Aim of the task →
Reproduce the listing below exactly, minus its pictures.

Provided data →
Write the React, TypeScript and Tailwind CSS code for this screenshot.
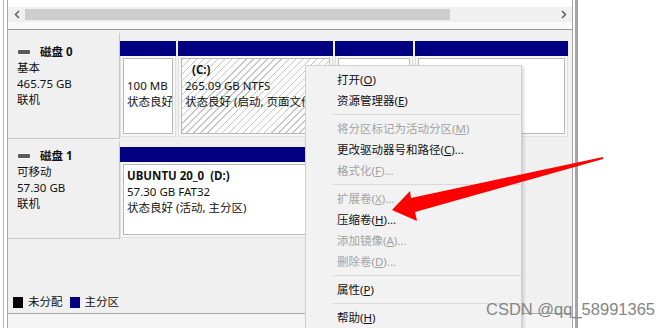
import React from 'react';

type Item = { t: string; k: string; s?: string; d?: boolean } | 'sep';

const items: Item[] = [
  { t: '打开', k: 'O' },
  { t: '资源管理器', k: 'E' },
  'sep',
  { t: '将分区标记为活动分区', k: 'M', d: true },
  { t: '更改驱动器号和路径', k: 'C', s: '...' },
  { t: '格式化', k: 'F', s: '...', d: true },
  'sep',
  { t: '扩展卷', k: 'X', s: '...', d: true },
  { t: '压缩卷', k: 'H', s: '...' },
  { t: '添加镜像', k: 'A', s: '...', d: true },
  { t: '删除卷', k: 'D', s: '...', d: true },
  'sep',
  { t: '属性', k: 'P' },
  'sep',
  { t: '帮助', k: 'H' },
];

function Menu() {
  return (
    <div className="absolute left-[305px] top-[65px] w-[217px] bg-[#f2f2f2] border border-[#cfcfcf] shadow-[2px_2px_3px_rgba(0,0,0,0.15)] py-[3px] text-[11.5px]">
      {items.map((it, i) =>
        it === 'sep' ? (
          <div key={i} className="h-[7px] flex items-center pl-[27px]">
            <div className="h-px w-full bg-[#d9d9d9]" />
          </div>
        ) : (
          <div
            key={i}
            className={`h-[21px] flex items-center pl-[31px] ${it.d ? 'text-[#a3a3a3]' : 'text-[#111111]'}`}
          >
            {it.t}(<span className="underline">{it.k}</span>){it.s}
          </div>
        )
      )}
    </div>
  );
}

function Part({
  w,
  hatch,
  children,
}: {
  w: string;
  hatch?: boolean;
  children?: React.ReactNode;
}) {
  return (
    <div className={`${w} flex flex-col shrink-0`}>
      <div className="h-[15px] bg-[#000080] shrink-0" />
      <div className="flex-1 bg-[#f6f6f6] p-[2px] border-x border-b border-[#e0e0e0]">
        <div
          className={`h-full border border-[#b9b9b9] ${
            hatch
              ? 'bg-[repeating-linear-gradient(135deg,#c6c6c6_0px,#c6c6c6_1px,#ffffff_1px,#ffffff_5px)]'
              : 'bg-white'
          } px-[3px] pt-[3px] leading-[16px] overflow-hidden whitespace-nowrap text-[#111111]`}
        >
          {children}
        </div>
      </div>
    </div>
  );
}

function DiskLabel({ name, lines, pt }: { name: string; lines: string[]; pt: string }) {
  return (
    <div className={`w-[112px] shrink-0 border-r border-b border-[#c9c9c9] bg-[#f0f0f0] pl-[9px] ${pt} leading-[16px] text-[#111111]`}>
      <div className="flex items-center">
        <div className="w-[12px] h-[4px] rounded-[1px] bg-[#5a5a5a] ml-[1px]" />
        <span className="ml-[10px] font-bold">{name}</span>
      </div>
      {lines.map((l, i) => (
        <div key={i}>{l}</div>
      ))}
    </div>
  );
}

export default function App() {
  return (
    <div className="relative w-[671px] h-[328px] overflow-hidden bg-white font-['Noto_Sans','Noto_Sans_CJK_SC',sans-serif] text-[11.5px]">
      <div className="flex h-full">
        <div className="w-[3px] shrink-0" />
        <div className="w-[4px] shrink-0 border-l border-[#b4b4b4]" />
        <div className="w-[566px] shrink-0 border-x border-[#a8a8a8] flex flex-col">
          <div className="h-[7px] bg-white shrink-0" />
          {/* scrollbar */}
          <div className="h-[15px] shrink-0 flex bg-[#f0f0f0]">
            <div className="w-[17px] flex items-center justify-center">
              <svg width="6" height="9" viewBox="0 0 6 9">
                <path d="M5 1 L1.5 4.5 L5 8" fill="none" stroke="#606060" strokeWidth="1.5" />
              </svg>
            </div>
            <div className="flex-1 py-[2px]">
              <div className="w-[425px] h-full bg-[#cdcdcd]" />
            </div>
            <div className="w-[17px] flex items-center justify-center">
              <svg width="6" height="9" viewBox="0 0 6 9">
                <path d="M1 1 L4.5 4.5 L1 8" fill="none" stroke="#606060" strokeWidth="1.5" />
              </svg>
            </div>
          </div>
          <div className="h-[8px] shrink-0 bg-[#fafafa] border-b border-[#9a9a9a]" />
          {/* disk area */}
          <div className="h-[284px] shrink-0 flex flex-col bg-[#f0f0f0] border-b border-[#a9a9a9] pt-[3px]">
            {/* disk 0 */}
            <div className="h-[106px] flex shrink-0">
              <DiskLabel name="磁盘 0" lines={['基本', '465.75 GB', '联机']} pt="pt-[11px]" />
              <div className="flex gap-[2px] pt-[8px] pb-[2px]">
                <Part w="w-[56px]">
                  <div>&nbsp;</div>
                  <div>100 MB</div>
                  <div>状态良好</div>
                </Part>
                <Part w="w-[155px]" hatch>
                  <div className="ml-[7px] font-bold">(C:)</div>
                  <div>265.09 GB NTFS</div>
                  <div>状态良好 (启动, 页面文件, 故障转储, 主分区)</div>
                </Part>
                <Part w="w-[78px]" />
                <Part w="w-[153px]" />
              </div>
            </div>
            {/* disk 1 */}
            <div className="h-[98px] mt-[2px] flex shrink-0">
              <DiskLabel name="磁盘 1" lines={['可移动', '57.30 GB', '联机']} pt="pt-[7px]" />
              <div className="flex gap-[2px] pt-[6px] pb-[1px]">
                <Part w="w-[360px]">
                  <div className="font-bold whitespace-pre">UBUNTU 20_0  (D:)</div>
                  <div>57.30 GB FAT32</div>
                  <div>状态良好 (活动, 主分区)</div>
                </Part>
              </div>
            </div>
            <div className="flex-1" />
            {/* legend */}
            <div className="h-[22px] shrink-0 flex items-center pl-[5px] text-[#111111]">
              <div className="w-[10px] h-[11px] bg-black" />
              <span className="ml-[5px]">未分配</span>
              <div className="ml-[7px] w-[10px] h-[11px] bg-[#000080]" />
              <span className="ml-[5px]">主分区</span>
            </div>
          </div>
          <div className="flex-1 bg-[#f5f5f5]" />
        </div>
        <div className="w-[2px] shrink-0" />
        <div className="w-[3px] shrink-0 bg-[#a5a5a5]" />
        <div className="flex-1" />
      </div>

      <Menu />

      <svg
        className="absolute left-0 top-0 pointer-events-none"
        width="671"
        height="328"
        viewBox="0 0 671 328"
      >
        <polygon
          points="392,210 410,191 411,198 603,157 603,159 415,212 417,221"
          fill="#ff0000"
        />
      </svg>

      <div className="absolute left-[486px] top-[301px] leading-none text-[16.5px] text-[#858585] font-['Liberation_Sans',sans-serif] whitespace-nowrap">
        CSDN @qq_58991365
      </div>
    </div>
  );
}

Exercise output →
Write the React, TypeScript and Tailwind CSS code for this screenshot.
import React from 'react';

type Item = { t: string; k: string; s?: string; d?: boolean } | 'sep';

const items: Item[] = [
  { t: '打开', k: 'O' },
  { t: '资源管理器', k: 'E' },
  'sep',
  { t: '将分区标记为活动分区', k: 'M', d: true },
  { t: '更改驱动器号和路径', k: 'C', s: '...' },
  { t: '格式化', k: 'F', s: '...', d: true },
  'sep',
  { t: '扩展卷', k: 'X', s: '...', d: true },
  { t: '压缩卷', k: 'H', s: '...' },
  { t: '添加镜像', k: 'A', s: '...', d: true },
  { t: '删除卷', k: 'D', s: '...', d: true },
  'sep',
  { t: '属性', k: 'P' },
  'sep',
  { t: '帮助', k: 'H' },
];

function Menu() {
  return (
    <div className="absolute left-[305px] top-[65px] w-[217px] bg-[#f2f2f2] border border-[#cfcfcf] shadow-[2px_2px_3px_rgba(0,0,0,0.15)] py-[3px] text-[11.5px]">
      {items.map((it, i) =>
        it === 'sep' ? (
          <div key={i} className="h-[7px] flex items-center pl-[27px]">
            <div className="h-px w-full bg-[#d9d9d9]" />
          </div>
        ) : (
          <div
            key={i}
            className={`h-[21px] flex items-center pl-[31px] ${it.d ? 'text-[#a3a3a3]' : 'text-[#111111]'}`}
          >
            {it.t}(<span className="underline">{it.k}</span>){it.s}
          </div>
        )
      )}
    </div>
  );
}

function Part({
  w,
  hatch,
  children,
}: {
  w: string;
  hatch?: boolean;
  children?: React.ReactNode;
}) {
  return (
    <div className={`${w} flex flex-col shrink-0`}>
      <div className="h-[15px] bg-[#000080] shrink-0" />
      <div className="flex-1 bg-[#f6f6f6] p-[2px] border-x border-b border-[#e0e0e0]">
        <div
          className={`h-full border border-[#b9b9b9] ${
            hatch
              ? 'bg-[repeating-linear-gradient(135deg,#c6c6c6_0px,#c6c6c6_1px,#ffffff_1px,#ffffff_5px)]'
              : 'bg-white'
          } px-[3px] pt-[3px] leading-[16px] overflow-hidden whitespace-nowrap text-[#111111]`}
        >
          {children}
        </div>
      </div>
    </div>
  );
}

function DiskLabel({ name, lines, pt }: { name: string; lines: string[]; pt: string }) {
  return (
    <div className={`w-[112px] shrink-0 border-r border-b border-[#c9c9c9] bg-[#f0f0f0] pl-[9px] ${pt} leading-[16px] text-[#111111]`}>
      <div className="flex items-center">
        <div className="w-[12px] h-[4px] rounded-[1px] bg-[#5a5a5a] ml-[1px]" />
        <span className="ml-[10px] font-bold">{name}</span>
      </div>
      {lines.map((l, i) => (
        <div key={i}>{l}</div>
      ))}
    </div>
  );
}

export default function App() {
  return (
    <div className="relative w-[671px] h-[328px] overflow-hidden bg-white font-['Noto_Sans','Noto_Sans_CJK_SC',sans-serif] text-[11.5px]">
      <div className="flex h-full">
        <div className="w-[3px] shrink-0" />
        <div className="w-[4px] shrink-0 border-l border-[#b4b4b4]" />
        <div className="w-[566px] shrink-0 border-x border-[#a8a8a8] flex flex-col">
          <div className="h-[7px] bg-white shrink-0" />
          {/* scrollbar */}
          <div className="h-[15px] shrink-0 flex bg-[#f0f0f0]">
            <div className="w-[17px] flex items-center justify-center">
              <svg width="6" height="9" viewBox="0 0 6 9">
                <path d="M5 1 L1.5 4.5 L5 8" fill="none" stroke="#606060" strokeWidth="1.5" />
              </svg>
            </div>
            <div className="flex-1 py-[2px]">
              <div className="w-[425px] h-full bg-[#cdcdcd]" />
            </div>
            <div className="w-[17px] flex items-center justify-center">
              <svg width="6" height="9" viewBox="0 0 6 9">
                <path d="M1 1 L4.5 4.5 L1 8" fill="none" stroke="#606060" strokeWidth="1.5" />
              </svg>
            </div>
          </div>
          <div className="h-[8px] shrink-0 bg-[#fafafa] border-b border-[#9a9a9a]" />
          {/* disk area */}
          <div className="h-[284px] shrink-0 flex flex-col bg-[#f0f0f0] border-b border-[#a9a9a9] pt-[3px]">
            {/* disk 0 */}
            <div className="h-[106px] flex shrink-0">
              <DiskLabel name="磁盘 0" lines={['基本', '465.75 GB', '联机']} pt="pt-[11px]" />
              <div className="flex gap-[2px] pt-[8px] pb-[2px]">
                <Part w="w-[56px]">
                  <div>&nbsp;</div>
                  <div>100 MB</div>
                  <div>状态良好</div>
                </Part>
                <Part w="w-[155px]" hatch>
                  <div className="ml-[7px] font-bold">(C:)</div>
                  <div>265.09 GB NTFS</div>
                  <div>状态良好 (启动, 页面文件, 故障转储, 主分区)</div>
                </Part>
                <Part w="w-[78px]" />
                <Part w="w-[153px]" />
              </div>
            </div>
            {/* disk 1 */}
            <div className="h-[98px] mt-[2px] flex shrink-0">
              <DiskLabel name="磁盘 1" lines={['可移动', '57.30 GB', '联机']} pt="pt-[7px]" />
              <div className="flex gap-[2px] pt-[6px] pb-[1px]">
                <Part w="w-[360px]">
                  <div className="font-bold whitespace-pre">UBUNTU 20_0  (D:)</div>
                  <div>57.30 GB FAT32</div>
                  <div>状态良好 (活动, 主分区)</div>
                </Part>
              </div>
            </div>
            <div className="flex-1" />
            {/* legend */}
            <div className="h-[22px] shrink-0 flex items-center pl-[5px] text-[#111111]">
              <div className="w-[10px] h-[11px] bg-black" />
              <span className="ml-[5px]">未分配</span>
              <div className="ml-[7px] w-[10px] h-[11px] bg-[#000080]" />
              <span className="ml-[5px]">主分区</span>
            </div>
          </div>
          <div className="flex-1 bg-[#f5f5f5]" />
        </div>
        <div className="w-[2px] shrink-0" />
        <div className="w-[3px] shrink-0 bg-[#a5a5a5]" />
        <div className="flex-1" />
      </div>

      <Menu />

      <svg
        className="absolute left-0 top-0 pointer-events-none"
        width="671"
        height="328"
        viewBox="0 0 671 328"
      >
        <polygon
          points="392,210 410,191 411,198 603,157 603,159 415,212 417,221"
          fill="#ff0000"
        />
      </svg>

      <div className="absolute left-[486px] top-[301px] leading-none text-[16.5px] text-[#858585] font-['Liberation_Sans',sans-serif] whitespace-nowrap">
        CSDN @qq_58991365
      </div>
    </div>
  );
}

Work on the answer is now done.